Но вот в этом важном, важнейшем в жизни деле — свобода — повезло. Иногда и в других случаях везет. Но это надо, чтобы стратегически припекло. Жена, например, у меня на всю жизнь, замечательная. Уехали мы легко. В моей семье это получило специальное имя: Господь за нас!
Господь за нас.
После этого нас повели обратно. Той же дорогой. В той книге у меня тут опять большой кусок, пейзаж. Зимний дневной, зимний ночной. О конвое. Пропускаю. Можно у Довлатова прочитать. У него смешнее. За более чем сорок лет многое навсегда ушло из памяти. Даже интересное, значительное.
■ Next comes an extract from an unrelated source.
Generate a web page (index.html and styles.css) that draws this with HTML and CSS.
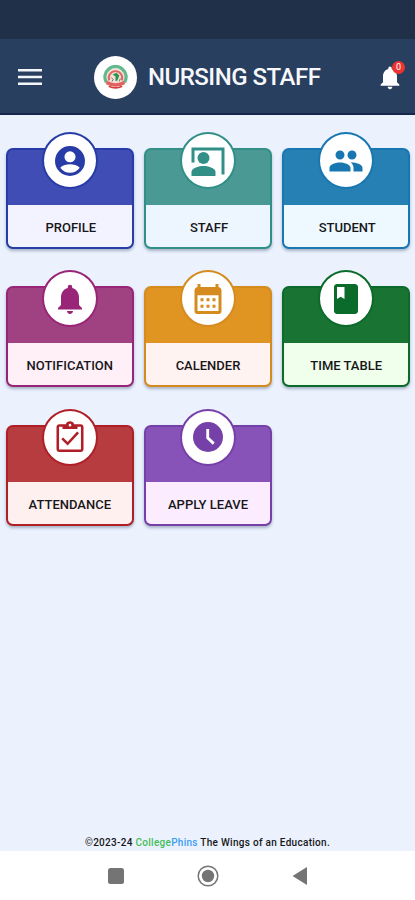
FILE: index.html
```html
<!DOCTYPE html>
<html lang="en">
	<head>
		<meta charset="utf-8">
		<title>Nursing Staff</title>
		<meta name="theme-color" content="#203047">
		<meta name="viewport" content="width=device-width, initial-scale=1">
		<link rel="stylesheet" href="styles.css">
	</head>
	<body>
		<div class="statusbar"></div>
		<header class="topbar">
			<svg class="menu" viewBox="0 0 24 16"><path d="M0 0h24v2.6H0zM0 6.7h24v2.6H0zM0 13.4h24V16H0z"/></svg>
			<div class="logo">
				<svg viewBox="0 0 26 26">
					<circle cx="13" cy="12.5" r="9.5" fill="#f7ded9"/>
					<path d="M3.5 18A11 11 0 1 1 22.5 18" fill="none" stroke="#62b98b" stroke-width="3.4"/>
					<path d="M6.5 16A7 7 0 1 1 19.5 16" fill="none" stroke="#e16763" stroke-width="2"/>
					<path d="M4 16.5q9 5 18 0l1 3.5q-10 5-20 0z" fill="#df625e"/>
					<path d="M6 22q7 3.5 14 0" fill="none" stroke="#d63c3c" stroke-width="1.8"/>
					<path d="M10 10l4-2 3 3-2 5-2 1v-5z" fill="#299650"/>
					<path d="M8.5 13l2 2-1 2M18 14l-1 3" fill="none" stroke="#4b756c"/>
				</svg>
			</div>
			<h1>NURSING STAFF</h1>
			<div class="alerts">
				<svg viewBox="0 0 24 24"><path d="M12 22c1.1 0 2-.9 2-2h-4c0 1.100.9 2 2 2zm6-6v-5c0-3.070-1.640-5.640-4.500-6.320V4a1.500 1.500 0 0 0-3 0v.68C7.630 5.360 6 7.920 6 11v5l-2 2v1h16v-1z"/></svg>
				<span class="badge">0</span>
			</div>
		</header>
		<main class="grid">
			<a class="card profile">
				<span class="icon"><svg viewBox="0 0 24 24"><circle cx="12" cy="12" r="10"/><circle class="cut" cx="12" cy="9.200" r="3.700"/><path class="cut" d="M5.500 16.500C7 14.800 10 14.200 12 14.200s5 .6 6.500 2.300C17 18.600 14.700 19.900 12 19.900s-5-1.300-6.500-3.400z"/></svg></span>
				<span class="label">PROFILE</span>
			</a>
			<a class="card staff">
				<span class="icon"><svg viewBox="0 0 24 24"><path d="M1 13V3h22v18h-2V5H3v8z"/><circle cx="9" cy="10" r="4"/><path d="M1 22v-2.800C1 16.500 6.300 15.300 9 15.300s8 1.200 8 3.900V22z"/></svg></span>
				<span class="label">STAFF</span>
			</a>
			<a class="card student">
				<span class="icon"><svg viewBox="0 0 24 24"><path d="M16 11c1.660 0 2.990-1.340 2.990-3S17.660 5 16 5s-3 1.340-3 3 1.340 3 3 3zm-8 0c1.660 0 2.990-1.340 2.990-3S9.660 5 8 5 5 6.340 5 8s1.340 3 3 3zm0 2c-2.330 0-7 1.170-7 3.500V19h14v-2.500C15 14.170 10.330 13 8 13zm8 0c-.29 0-.62.020-.97.050 1.160.84 1.970 1.970 1.970 3.450V19h6v-2.500c0-2.330-4.670-3.500-7-3.500z"/></svg></span>
				<span class="label">STUDENT</span>
			</a>
			<a class="card notification">
				<span class="icon"><svg viewBox="0 0 24 24"><path d="M12 22c1.100 0 2-.9 2-2h-4c0 1.100.9 2 2 2zm6-6v-5c0-3.070-1.640-5.640-4.500-6.320V4a1.500 1.500 0 0 0-3 0v.68C7.630 5.360 6 7.920 6 11v5l-2 2v1h16v-1z"/></svg></span>
				<span class="label">NOTIFICATION</span>
			</a>
			<a class="card calender">
				<span class="icon"><svg viewBox="0 0 24 24"><path fill-rule="evenodd" d="M5 2h2v2h10V2h2v2a2.300 2.300 0 0 1 2 2v14a2 2 0 0 1-2 2H5a2 2 0 0 1-2-2V6a2.300 2.300 0 0 1 2-2zm0 7.500V20h14V9.500z"/><path d="M7 11.500h2v2H7zM11 11.500h2v2h-2zM15 11.500h2v2h-2zM7 15.800h2v2H7zM11 15.800h2v2h-2zM15 15.800h2v2h-2z"/></svg></span>
				<span class="label">CALENDER</span>
			</a>
			<a class="card timetable">
				<span class="icon"><svg viewBox="0 0 24 24"><path d="M18 2H6c-1.100 0-2 .9-2 2v16c0 1.100.9 2 2 2h12c1.100 0 2-.9 2-2V4c0-1.100-.9-2-2-2zM6 4h5v8l-2.500-1.500L6 12V4z"/></svg></span>
				<span class="label">TIME TABLE</span>
			</a>
			<a class="card attendance">
				<span class="icon"><svg viewBox="0 0 24 24"><path fill-rule="evenodd" d="M5 3.500h4.200a3 3 0 0 1 5.600 0H19a2 2 0 0 1 2 2V20a2 2 0 0 1-2 2H5a2 2 0 0 1-2-2V5.500a2 2 0 0 1 2-2zm-.3 1.700v15.100h14.600V5.200H17v1.500H7V5.200zm7.300-2a.9.9 0 1 0 0 1.800.9.9 0 0 0 0-1.800z"/><path d="M6.800 12.900l3.600 3.600 7-7.600" class="stroke"/></svg></span>
				<span class="label">ATTENDANCE</span>
			</a>
			<a class="card leave">
				<span class="icon"><svg viewBox="0 0 24 24"><circle cx="12" cy="12" r="10"/><path d="M11.800 6.600v6l4 3.800" class="stroke cutline"/></svg></span>
				<span class="label">APPLY LEAVE</span>
			</a>
		</main>
		<footer class="credit">©2023-24 <b class="green">College</b><b class="blue">Phins</b> The Wings of an Education.</footer>
		<nav class="navbar">
			<svg viewBox="0 0 24 24"><rect x="4" y="4" width="16" height="16" rx="2.500"/></svg>
			<svg viewBox="0 0 24 24"><circle cx="12" cy="12" r="9.800" class="ring"/><circle cx="12" cy="12" r="6.200"/></svg>
			<svg viewBox="0 0 24 24"><path d="M4.500 12L19 3v18z"/></svg>
		</nav>
	</body>
</html>
```
FILE: styles.css
```css
html, body {
	margin: 0;
	padding: 0;
	height: 100%;
}
body {
	display: flex;
	flex-direction: column;
	background: #ebf2fe;
	font-family: Roboto, sans-serif;
	color: #171719;
	overflow: hidden;
}
svg {
	display: block;
}
.statusbar {
	height: 39px;
	background: #203048;
}
.topbar {
	display: flex;
	align-items: center;
	box-sizing: border-box;
	height: 76px;
	padding: 2px 11px 0 18px;
	background: #293f60;
	border-bottom: 2px solid #14264b;
}
.menu {
	width: 24px;
	height: 16px;
	fill: #f4f6fa;
}
.logo {
	display: flex;
	align-items: center;
	justify-content: center;
	width: 43px;
	height: 43px;
	margin-left: 52px;
	border-radius: 50%;
	background: #fff;
}
.logo svg {
	width: 25px;
	height: 25px;
}
h1 {
	margin: 0 0 0 11px;
	font-size: 24px;
	font-weight: 500;
	letter-spacing: -.5px;
	color: #f7f8fb;
	white-space: nowrap;
}
.alerts {
	position: relative;
	margin-left: auto;
}
.alerts svg {
	width: 28px;
	height: 31px;
	fill: #fff;
}
.badge {
	position: absolute;
	top: -1px;
	right: -1px;
	width: 13px;
	height: 13px;
	border-radius: 50%;
	background: #ec3530;
	color: #fff;
	font-size: 9px;
	line-height: 13px;
	text-align: center;
}
.grid {
	flex: 1;
	display: grid;
	grid-template-columns: repeat(3, 128px);
	grid-auto-rows: 101px;
	gap: 37.3px 10.2px;
	padding: 33px 0 0 5.8px;
}
.card {
	position: relative;
	display: flex;
	flex-direction: column;
	justify-content: flex-end;
	box-sizing: border-box;
	border: 2px solid var(--edge);
	border-radius: 7px;
	background: var(--main);
	box-shadow: 0 2px 3px rgba(40, 60, 90, .35);
}
.icon {
	position: absolute;
	top: -18px;
	left: 50%;
	display: flex;
	align-items: center;
	justify-content: center;
	box-sizing: border-box;
	width: 56px;
	height: 57px;
	margin-left: -28px;
	border: 2px solid var(--edge);
	border-radius: 50%;
	background: #fff;
}
.icon svg {
	width: 36px;
	height: 36px;
	fill: var(--edge);
}
.icon .cut {
	fill: #fff;
}
.icon .stroke {
	fill: none;
	stroke: var(--edge);
	stroke-width: 1.7;
}
.icon .cutline {
	stroke: #fff;
	stroke-width: 1.9;
}
.label {
	height: 42px;
	border-radius: 0 0 5px 5px;
	background: var(--tint);
	font-size: 13px;
	font-weight: 500;
	line-height: 45px;
	text-align: center;
	white-space: nowrap;
}
.profile .label, .staff .label, .student .label {
	padding-left: 2px;
}
.profile { --main: #3f4db5; --edge: #273ca6; --tint: #f3f3ff; }
.staff { --main: #4b9994; --edge: #318f87; --tint: #edf5fe; }
.student { --main: #2780b4; --edge: #1877b0; --tint: #edf8ff; }
.notification { --main: #a04282; --edge: #982577; --tint: #fff0f8; }
.calender { --main: #e09522; --edge: #d58b1e; --tint: #fff3f1; }
.timetable { --main: #197333; --edge: #0b6b2b; --tint: #efffec; }
.attendance { --main: #b73c3f; --edge: #b01f28; --tint: #fff0f0; }
.leave { --main: #8853b9; --edge: #7640a9; --tint: #fbedff; }
.credit {
	height: 17px;
	font-size: 10px;
	font-weight: 500;
	letter-spacing: .29px;
	line-height: 17px;
	text-align: center;
}
.credit b {
	font-weight: 500;
}
.green {
	color: #43bd58;
}
.blue {
	color: #3c9df0;
}
.navbar {
	display: flex;
	align-items: center;
	justify-content: center;
	gap: 68px;
	height: 49px;
	background: #fff;
}
.navbar svg {
	width: 24px;
	height: 24px;
	fill: #747474;
}
.navbar .ring {
	fill: none;
	stroke: #747474;
	stroke-width: 1.5;
}
```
Пересматривая свою старую книгу, я много пропускаю из написанного там. Не только пейзажи. Не то чтобы это казалось мне необязательными мелочами — мне кажется, что именно по мельчайшим штрихам воссоздается эпоха, но не для этой книги. Там о лагере. О лагере, глазами почти ребенка.
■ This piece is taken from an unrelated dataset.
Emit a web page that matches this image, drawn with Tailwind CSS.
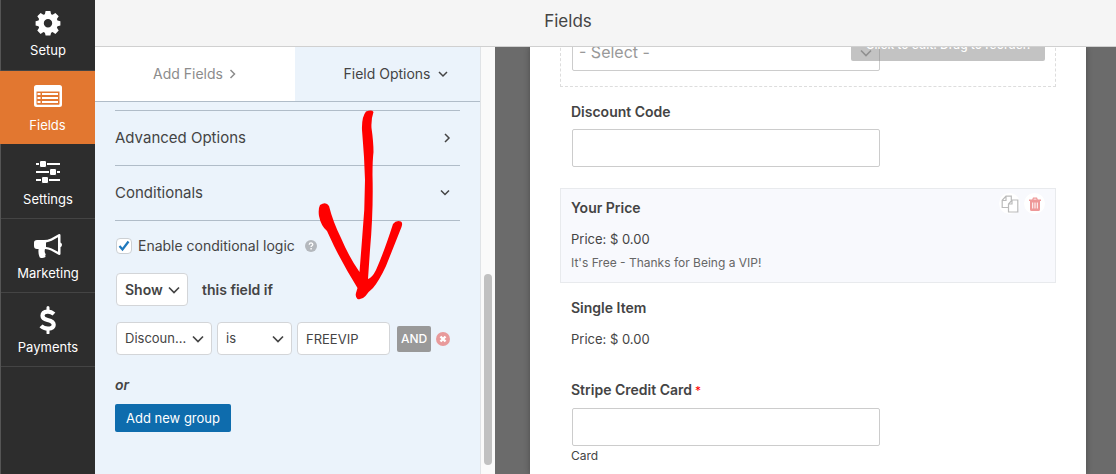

Здесь — обо мне. И был, случился один эпизод, который, как выкалывание Ленину глаза на Красной Пресне, не просто врезался мне в память, как-то изменил меня.
В нашей секции, в той, из которой я освобождался, жил парень.
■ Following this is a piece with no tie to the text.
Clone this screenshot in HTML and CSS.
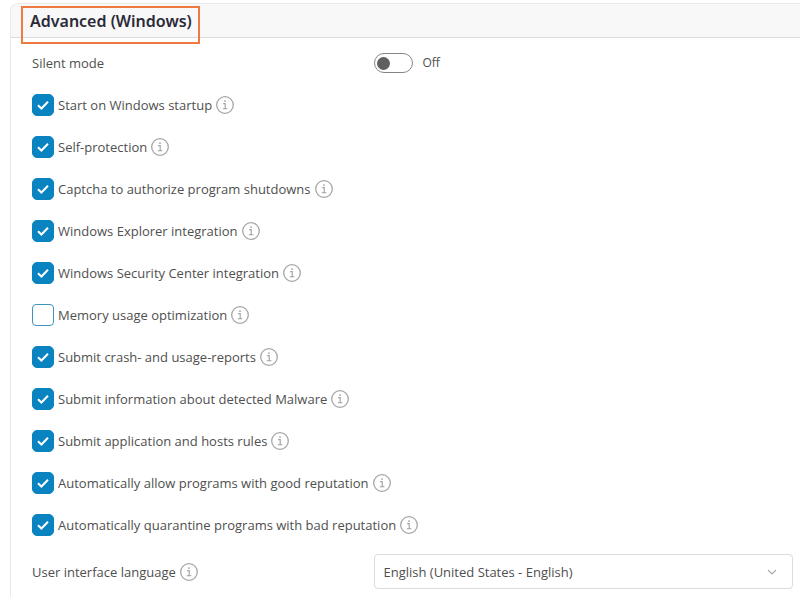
FILE: index.html
```html
<!DOCTYPE html>
<html lang="en">
<head>
  <meta charset="UTF-8">
  <meta name="viewport" content="width=device-width, initial-scale=1.0">
  <title>Advanced (Windows)</title>
  <link rel="stylesheet" href="styles.css">
</head>
<body>
  <!-- Shared icons -->
  <svg class="sprite" width="0" height="0" aria-hidden="true">
    <symbol id="info" viewBox="0 0 18 18">
      <circle cx="9" cy="9" r="8.3" fill="none" stroke="#a6a6a6" stroke-width="1.3"/>
      <path d="M7.2 7.6H9.2V12.6M6.8 12.7H11.4" fill="none" stroke="#a0a0a0" stroke-width="1.1"/>
      <circle cx="9" cy="5.1" r="0.9" fill="#a0a0a0"/>
    </symbol>
  </svg>

  <section class="card">
    <header class="card-header">
      <h2 class="card-title">Advanced (Windows)</h2>
    </header>

    <form class="card-body">
      <div class="row split">
        <label for="silent">Silent mode</label>
        <div class="switch-group">
          <input type="checkbox" class="switch" id="silent" role="switch">
          <span class="switch-text">Off</span>
        </div>
      </div>

      <!-- Options -->
      <div class="row">
        <input type="checkbox" class="check" id="startup" checked>
        <label for="startup">Start on Windows startup</label>
        <svg class="info"><use href="#info"/></svg>
      </div>
      <div class="row">
        <input type="checkbox" class="check" id="protection" checked>
        <label for="protection">Self-protection</label>
        <svg class="info"><use href="#info"/></svg>
      </div>
      <div class="row">
        <input type="checkbox" class="check" id="captcha" checked>
        <label for="captcha">Captcha to authorize program shutdowns</label>
        <svg class="info"><use href="#info"/></svg>
      </div>
      <div class="row">
        <input type="checkbox" class="check" id="explorer" checked>
        <label for="explorer">Windows Explorer integration</label>
        <svg class="info"><use href="#info"/></svg>
      </div>
      <div class="row">
        <input type="checkbox" class="check" id="security" checked>
        <label for="security">Windows Security Center integration</label>
        <svg class="info"><use href="#info"/></svg>
      </div>
      <div class="row">
        <input type="checkbox" class="check" id="memory">
        <label for="memory">Memory usage optimization</label>
        <svg class="info"><use href="#info"/></svg>
      </div>
      <div class="row">
        <input type="checkbox" class="check" id="reports" checked>
        <label for="reports">Submit crash- and usage-reports</label>
        <svg class="info"><use href="#info"/></svg>
      </div>
      <div class="row">
        <input type="checkbox" class="check" id="malware" checked>
        <label for="malware">Submit information about detected Malware</label>
        <svg class="info"><use href="#info"/></svg>
      </div>
      <div class="row">
        <input type="checkbox" class="check" id="rules" checked>
        <label for="rules">Submit application and hosts rules</label>
        <svg class="info"><use href="#info"/></svg>
      </div>
      <div class="row">
        <input type="checkbox" class="check" id="allow" checked>
        <label for="allow">Automatically allow programs with good reputation</label>
        <svg class="info"><use href="#info"/></svg>
      </div>
      <div class="row">
        <input type="checkbox" class="check" id="quarantine" checked>
        <label for="quarantine">Automatically quarantine programs with bad reputation</label>
        <svg class="info"><use href="#info"/></svg>
      </div>

      <div class="row split language">
        <div class="field-label">
          <label for="lang">User interface language</label>
          <svg class="info"><use href="#info"/></svg>
        </div>
        <select class="select" id="lang">
          <option>English (United States - English)</option>
        </select>
      </div>
    </form>
  </section>
</body>
</html>
```

FILE: styles.css
```css
* {
  box-sizing: border-box;
}

body {
  margin: 0;
  background: #fff;
  color: #4f4f4f;
  font-family: "Segoe UI", "Open Sans", sans-serif;
  font-size: 13px;
  line-height: 20px;
}

.sprite {
  position: absolute;
}

.card {
  margin: 3px 0 0 10px;
  border: 1px solid #e9e9e9;
  border-width: 1px 0 0 1px;
  border-radius: 8px 0 0 0;
}

.card-header {
  display: flex;
  padding: 2px 10px 0;
  height: 34px;
  background: #f8f8f8;
  border-bottom: 1px solid #dcdcdc;
  border-radius: 8px 0 0 0;
}

.card-title {
  position: relative;
  margin: 0;
  padding: 0 8px 0 9px;
  color: #2b2b38;
  font-family: "Segoe UI", "Noto Sans", sans-serif;
  font-size: 16px;
  font-weight: 600;
  line-height: 30px;
}

/* highlight frame, hangs over the header line */
.card-title::after {
  content: "";
  position: absolute;
  inset: 0 0 -7px;
  border: 2px solid #ee7a42;
}

.card-body {
  padding: 4px 7px 8px 21px;
}

.row {
  display: flex;
  align-items: center;
  gap: 4px;
  min-height: 42px;
}

.split {
  display: grid;
  grid-template-columns: 9fr 11fr;
  gap: 0;
}

.language {
  padding-top: 8px;
}

.field-label {
  display: flex;
  align-items: center;
  gap: 4px;
}

.info {
  flex: none;
  width: 18px;
  height: 18px;
}

.check {
  appearance: none;
  flex: none;
  width: 22px;
  height: 22px;
  margin: 0;
  border: 1px solid #3f93bd;
  border-radius: 4px;
  background: #fff;
}

.check:checked {
  border-color: #0a84c1;
  border-radius: 5px;
  background: #0a84c1 url("data:image/svg+xml,%3Csvg xmlns='http://www.w3.org/2000/svg' viewBox='0 0 20 20'%3E%3Cpath d='M5 10.2l3.4 3.3L15 6.8' fill='none' stroke='white' stroke-width='2'/%3E%3C/svg%3E") center / 20px no-repeat;
}

.switch-group {
  display: flex;
  align-items: center;
  gap: 9px;
}

.switch {
  appearance: none;
  display: flex;
  align-items: center;
  width: 39px;
  height: 20px;
  margin: 0;
  padding: 0 2px;
  border: 1px solid #858585;
  border-radius: 10px;
}

.switch::before {
  content: "";
  width: 13px;
  height: 13px;
  border-radius: 50%;
  background: #606060;
}

.switch:checked {
  justify-content: flex-end;
}

.switch-text {
  font-size: 12px;
}

.select {
  appearance: none;
  width: 100%;
  height: 35px;
  padding: 0 32px 0 8px;
  border: 1px solid #dcdcdc;
  border-radius: 4px;
  background: #fff url("data:image/svg+xml,%3Csvg xmlns='http://www.w3.org/2000/svg' viewBox='0 0 10 10'%3E%3Cpath d='M1 3l4 4 4-4' fill='none' stroke='%23aaa' stroke-width='1.2'/%3E%3C/svg%3E") right 15px center / 10px no-repeat;
  color: inherit;
  font: inherit;
}
```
Парень этот, когда не работал и не спал, проводил свой досуг однообразно. Сидел на своей кровати, на втором этаже, в позе приблизительно лотоса и читал книги. Что за книги, я не знаю и тогда не интересовался. И вот однажды, не только для меня неожиданно, но и для всех в секции, он оторвался от книги и громко сказал, ни к кому не обращаясь:
— Меня посадили потому, что я самым скромным образом не критиковал даже, а ревизию проводил дел, которые Сталин натворил. Посадили, чтобы я исправился.
— Вот я просидел уже больше трех лет, и как же далеко я ушел, и от Сталина и от Ленина ушел, и от Маркса с Энгельсом.
Исправился!
Вот такой вот колобок. На всю жизнь запомнился.
Дал я своей памяти задание: миг сфотографировать, когда одна нога свободной станет, а другая все еще в зоне. Запечатлеть психологический автопортрет, какой, мол, именно в этот момент происходит в душе надлом. Ничего не запомнилось.
Душа — тварь скромная, оживающая только в темноте, а в таком многолюдье, нас еще и провожать весь лагерь собрался, и в напряжении душа себя не обнаруживает.
Да, кажется, я проговорил, проболтал весь этот проход через ворота — выход на свободу.
Завели нас уже там, за зоной, на свободе в какой-то служебный барак и каждому выдали, что положено: справку об освобождении, какой-то проездной документ, чтобы железнодорожные билеты покупать, и деньги. Если у кого на лагерном счету были или сам заработал. Поскольку деньги открыто выдавали, то у некоторых, особенно тех, кто больше десяти лет отсидел, по несколько тысяч наскреблось.
Мне выдали пять рублей. Ивику, моему кенту, а теперь и попутчику, ничего не полагалось.
Мы же каждый должны были за эти бюрократические нужды оставить в лагерной канцелярии по трешке. Моей пятерки на двоих не хватило, но моментально кто-то свой рубль отстегнул, так, говорят, часто бывает.
Потом в Потьме все было, что всегда бывает при каждом массовом выпуске зэков.
Кто-то попал к девкам, которые именно таких ждут, и оторвался. Его ночью с нами не было. Утром менты привели. Привычное дело.
Опять в растерянности. Дальше в моей книге мелочи, я уже забыл об этом. Зачем переносить, повторяться? Но это книга обо мне. Я пишу не все. Все нельзя. Есть что-то и, главное, кто-то — не разрешает. Не одобряет. Стыд? Совесть? Рядом. Но этот эпизод приведу, он как-то характеризует. Меня. Страну. Уровень житейских тягот.